### Short task
Each line below should be retyped exactly, with no pictures.

### Data lines
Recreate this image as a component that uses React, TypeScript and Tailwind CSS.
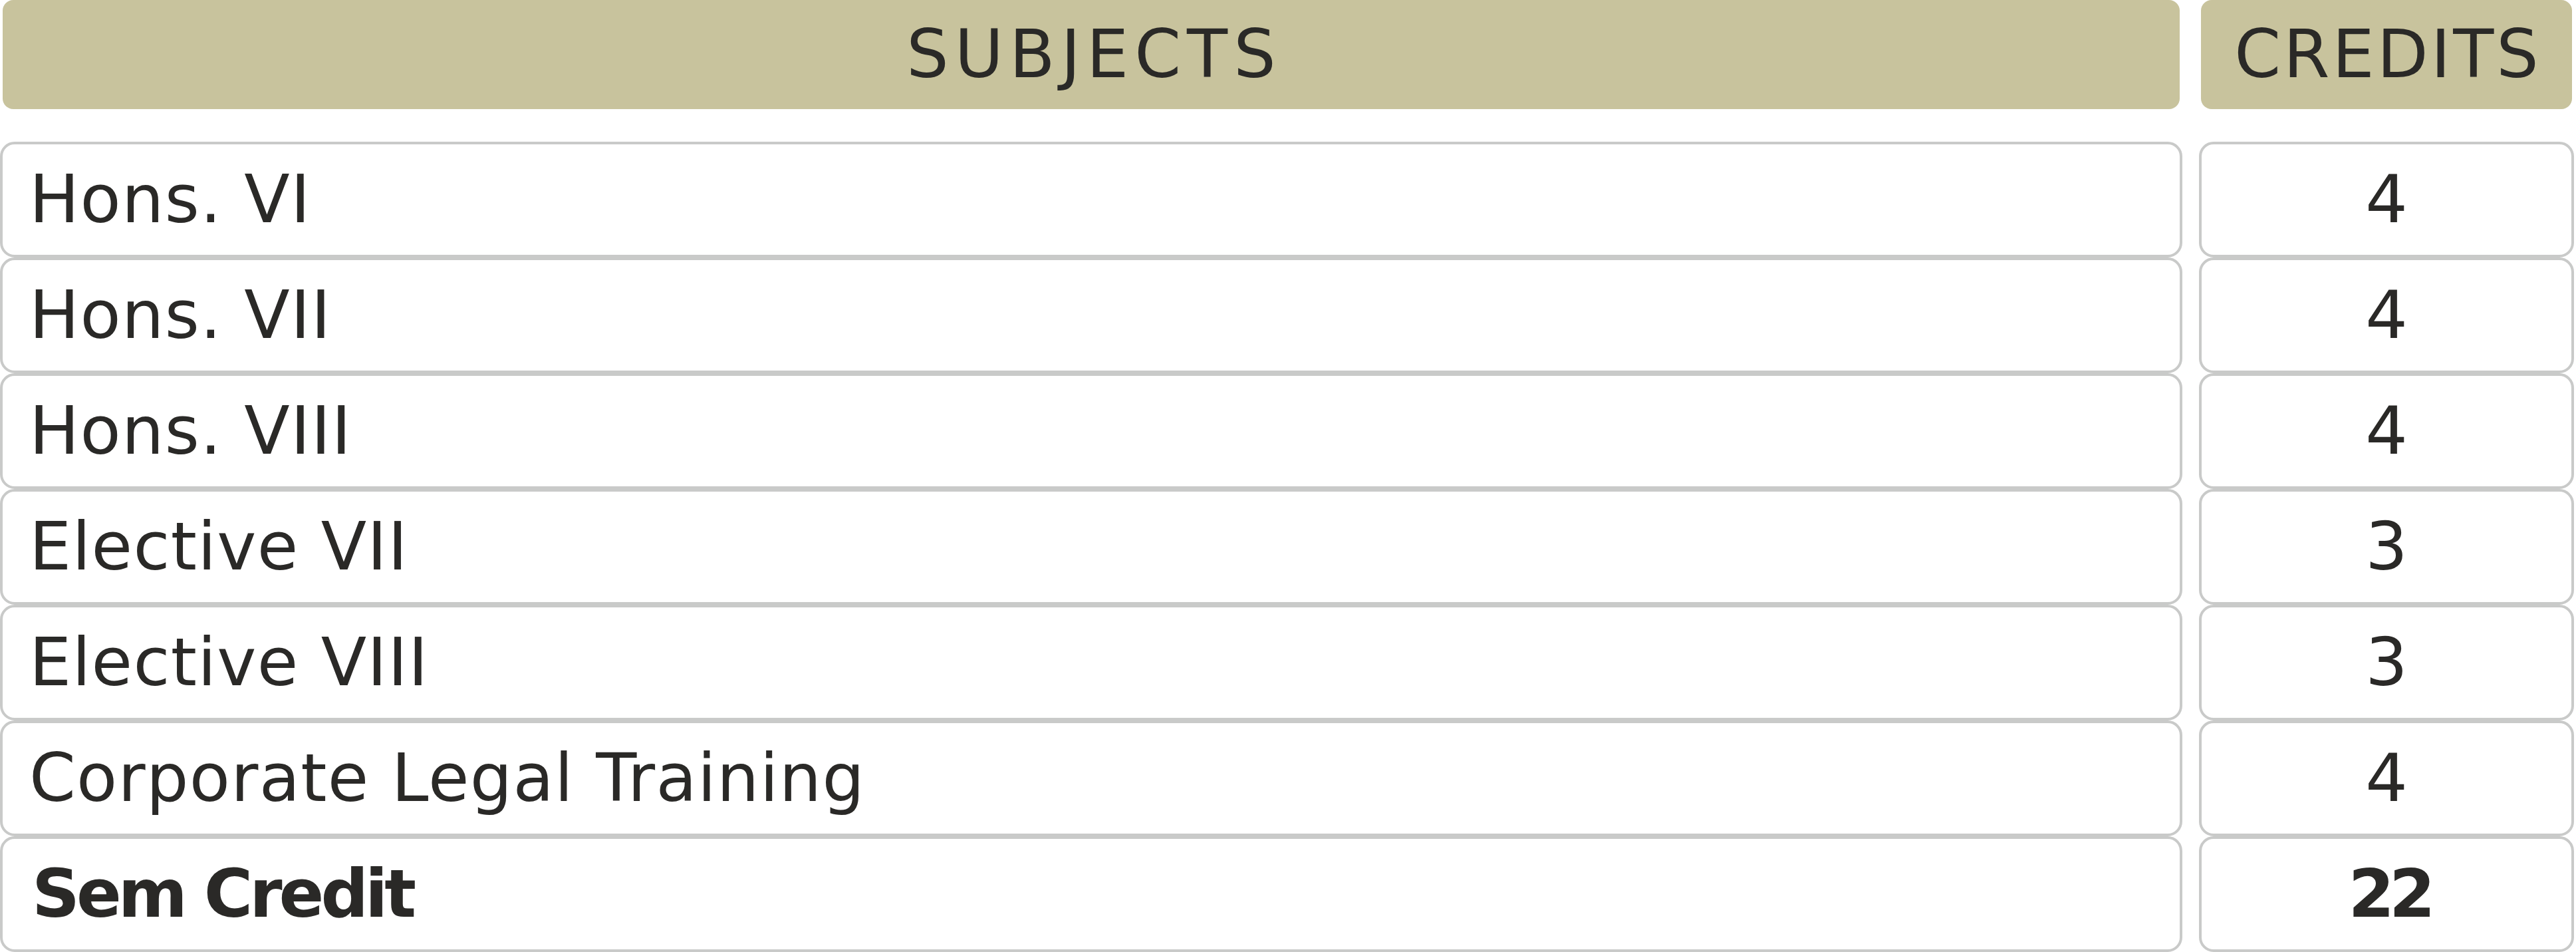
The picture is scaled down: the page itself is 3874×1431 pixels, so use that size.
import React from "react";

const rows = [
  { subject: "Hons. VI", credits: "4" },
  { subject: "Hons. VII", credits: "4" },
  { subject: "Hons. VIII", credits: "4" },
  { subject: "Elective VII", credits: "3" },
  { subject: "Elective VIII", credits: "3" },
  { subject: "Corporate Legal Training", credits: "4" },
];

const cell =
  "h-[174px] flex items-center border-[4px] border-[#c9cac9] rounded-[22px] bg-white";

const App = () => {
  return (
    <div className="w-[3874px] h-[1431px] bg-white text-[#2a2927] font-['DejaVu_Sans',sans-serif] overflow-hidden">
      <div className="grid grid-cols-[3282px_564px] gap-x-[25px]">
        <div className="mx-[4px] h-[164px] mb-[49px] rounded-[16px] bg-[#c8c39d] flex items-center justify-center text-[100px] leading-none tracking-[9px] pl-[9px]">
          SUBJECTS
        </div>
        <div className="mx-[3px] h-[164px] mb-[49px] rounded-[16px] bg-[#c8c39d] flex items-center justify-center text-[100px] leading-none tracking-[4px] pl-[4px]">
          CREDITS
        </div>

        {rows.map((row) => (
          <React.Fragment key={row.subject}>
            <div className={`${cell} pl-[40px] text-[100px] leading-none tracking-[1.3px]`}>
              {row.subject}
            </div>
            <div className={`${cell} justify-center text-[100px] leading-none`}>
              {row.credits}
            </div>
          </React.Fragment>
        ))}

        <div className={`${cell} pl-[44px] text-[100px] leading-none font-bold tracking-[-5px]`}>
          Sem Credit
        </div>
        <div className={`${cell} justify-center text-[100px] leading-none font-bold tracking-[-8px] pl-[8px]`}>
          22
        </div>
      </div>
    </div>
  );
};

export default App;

### Final result
Recreate this image as a component that uses React, TypeScript and Tailwind CSS.
The picture is scaled down: the page itself is 3874×1431 pixels, so use that size.
import React from "react";

const rows = [
  { subject: "Hons. VI", credits: "4" },
  { subject: "Hons. VII", credits: "4" },
  { subject: "Hons. VIII", credits: "4" },
  { subject: "Elective VII", credits: "3" },
  { subject: "Elective VIII", credits: "3" },
  { subject: "Corporate Legal Training", credits: "4" },
];

const cell =
  "h-[174px] flex items-center border-[4px] border-[#c9cac9] rounded-[22px] bg-white";

const App = () => {
  return (
    <div className="w-[3874px] h-[1431px] bg-white text-[#2a2927] font-['DejaVu_Sans',sans-serif] overflow-hidden">
      <div className="grid grid-cols-[3282px_564px] gap-x-[25px]">
        <div className="mx-[4px] h-[164px] mb-[49px] rounded-[16px] bg-[#c8c39d] flex items-center justify-center text-[100px] leading-none tracking-[9px] pl-[9px]">
          SUBJECTS
        </div>
        <div className="mx-[3px] h-[164px] mb-[49px] rounded-[16px] bg-[#c8c39d] flex items-center justify-center text-[100px] leading-none tracking-[4px] pl-[4px]">
          CREDITS
        </div>

        {rows.map((row) => (
          <React.Fragment key={row.subject}>
            <div className={`${cell} pl-[40px] text-[100px] leading-none tracking-[1.3px]`}>
              {row.subject}
            </div>
            <div className={`${cell} justify-center text-[100px] leading-none`}>
              {row.credits}
            </div>
          </React.Fragment>
        ))}

        <div className={`${cell} pl-[44px] text-[100px] leading-none font-bold tracking-[-5px]`}>
          Sem Credit
        </div>
        <div className={`${cell} justify-center text-[100px] leading-none font-bold tracking-[-8px] pl-[8px]`}>
          22
        </div>
      </div>
    </div>
  );
};

export default App;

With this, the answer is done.